Om de daad bij het woord te voegen leg ik nu zo'n 45 toeren-schijf op het rode vilt. Een gelimiteerde editie van Patricia Barber's album 'Companion', half speed mastered by Paul Stubblebine at Mobile Fidelity Sound Lab. 'The Beat Goes On' klinkt door de ruimte en zowel in Patricia's stem, als in haar Hammond B-3 orgelspel, als in de begeleidende percussie is de meerwaarde van 45 toeren te beluisteren. Eens temeer een bewijs van de klasse van deze draaitafelcombinatie. De knop wordt weer ingedrukt voor de laatste 33 toeren-LP waar ik iets over wil schrijven. Een klassiek werk ditmaal. Net als de vorige schijven op vinyl van 180 gram. Als er één label is dat ik qua opnamekwaliteit waardeer, dan is het wel Reference Recordings. En al helemaal nu dat label van Prof. Keith Johnson na lange tijd opnieuw gestart is met het uitbrengen van LP's. Welke wordt het; 'The Firebird Suite' van Stravinsky' of Rachmaninoff's 'Symphonic Dances'.

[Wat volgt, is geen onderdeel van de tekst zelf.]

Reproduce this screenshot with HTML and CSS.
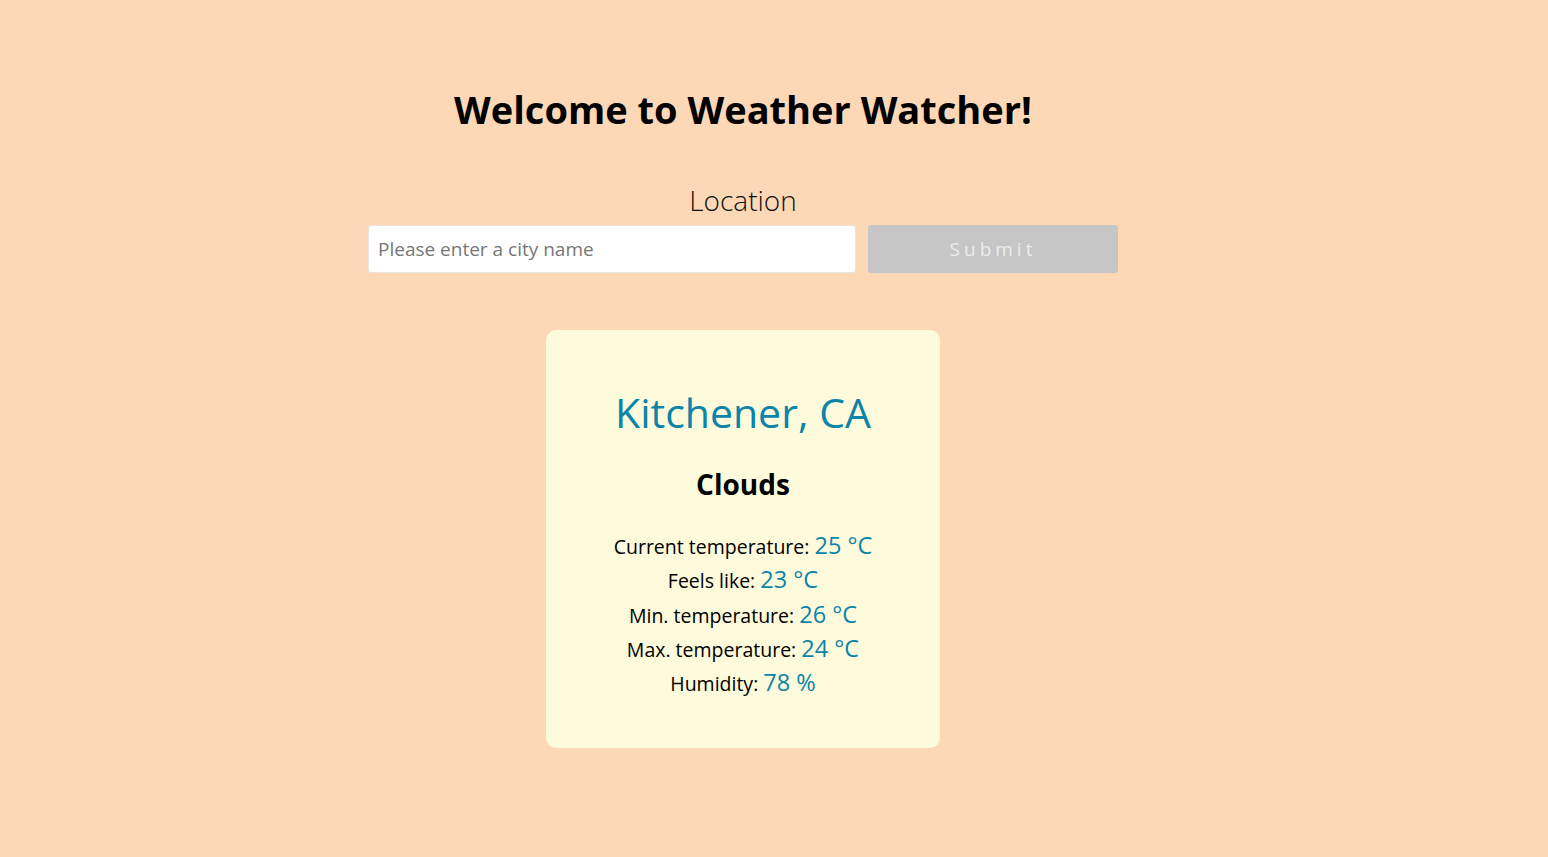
FILE: index.html
```html
<!DOCTYPE html>
<html lang="en">
<head>
<meta charset="utf-8">
<title>Weather Watcher</title>
<link rel="stylesheet" href="styles.css">
</head>
<body>
<main class="page">
  <h1 class="title">Welcome to Weather Watcher!</h1>
  <form class="search">
    <label class="search-label" for="city">Location</label>
    <div class="search-row">
      <input id="city" class="search-input" type="text" placeholder="Please enter a city name">
      <button class="search-btn" type="button" disabled>Submit</button>
    </div>
  </form>
  <section class="card">
    <h2 class="city">Kitchener, CA</h2>
    <h3 class="cond">Clouds</h3>
    <ul class="stats">
      <li>Current temperature: <span class="val">25 °C</span></li>
      <li>Feels like: <span class="val">23 °C</span></li>
      <li>Min. temperature: <span class="val">26 °C</span></li>
      <li>Max. temperature: <span class="val">24 °C</span></li>
      <li>Humidity: <span class="val">78 %</span></li>
    </ul>
  </section>
</main>
</body>
</html>
```
FILE: styles.css
```css
html, body {
  margin: 0;
  padding: 0;
  background: #fdd8b6;
  font-family: "Open Sans", "Noto Sans", sans-serif;
  color: #000;
}
.page {
  width: 1486px;
  display: flex;
  flex-direction: column;
  align-items: center;
  padding-top: 84px;
}
.title {
  margin: 0;
  font-size: 38px;
  font-weight: 700;
  line-height: 50px;
}
.search {
  margin-top: 49px;
  display: flex;
  flex-direction: column;
  align-items: center;
}
.search-label {
  font-size: 28px;
  font-weight: 300;
  line-height: 34px;
  color: #111;
}
.search-row {
  margin-top: 8px;
  display: flex;
  gap: 12px;
}
.search-input {
  box-sizing: border-box;
  width: 488px;
  height: 48px;
  border: 1px solid #e8e4e0;
  border-radius: 3px;
  background: #fff;
  padding: 0 9px;
  font-family: inherit;
  font-size: 19px;
  outline: none;
}
.search-input::placeholder {
  color: #777;
}
.search-btn {
  box-sizing: border-box;
  width: 250px;
  height: 48px;
  border: none;
  border-radius: 3px;
  background: #c6c6c6;
  color: #ececec;
  font-family: inherit;
  font-size: 19px;
  letter-spacing: 4px;
}
.card {
  margin-top: 57px;
  box-sizing: border-box;
  width: 394px;
  height: 418px;
  background: #fefbdc;
  border-radius: 10px;
  display: flex;
  flex-direction: column;
  align-items: center;
  padding-top: 52px;
}
.city {
  margin: 0;
  font-size: 41px;
  font-weight: 400;
  line-height: 60px;
  color: #0a84a8;
}
.cond {
  margin: 24px 0 0;
  font-size: 28px;
  font-weight: 700;
  line-height: 36px;
}
.stats {
  list-style: none;
  margin: 28px 0 0;
  padding: 0;
  text-align: center;
  font-size: 19.5px;
  line-height: 34.25px;
}
.val {
  font-size: 23.5px;
  line-height: 1;
  color: #0a84a8;
}
```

In beide gevallen wordt de uitvoering verzorgd door The Minnesota Orchestra onder leiding van de Japanse dirigent Eiji Oue. Rachmaninoff wint het uiteindelijk. Enerzijds omdat ik dit laatste werk van zijn hand ervaar als zijn indrukwekkendste en meeslependste symfonische werk. Anderzijds, in het kader van deze recensie, vooral vanwege de mooie instrumentklanken, de tomeloze energie en de gigantische dynamieksprongen die in deze uitvoering naar voren komen. Het karakteristieke MM geluid van het Elys40 element laat deze kenmerken uitstekend tot uitdrukking komen en na eerst kant 1,met de eerste twee delen, te hebben beluisterd kan ik dan ook niet anders dan de plaat omdraaien en deel drie en het daarop volgende 'Vocalise' te draaien.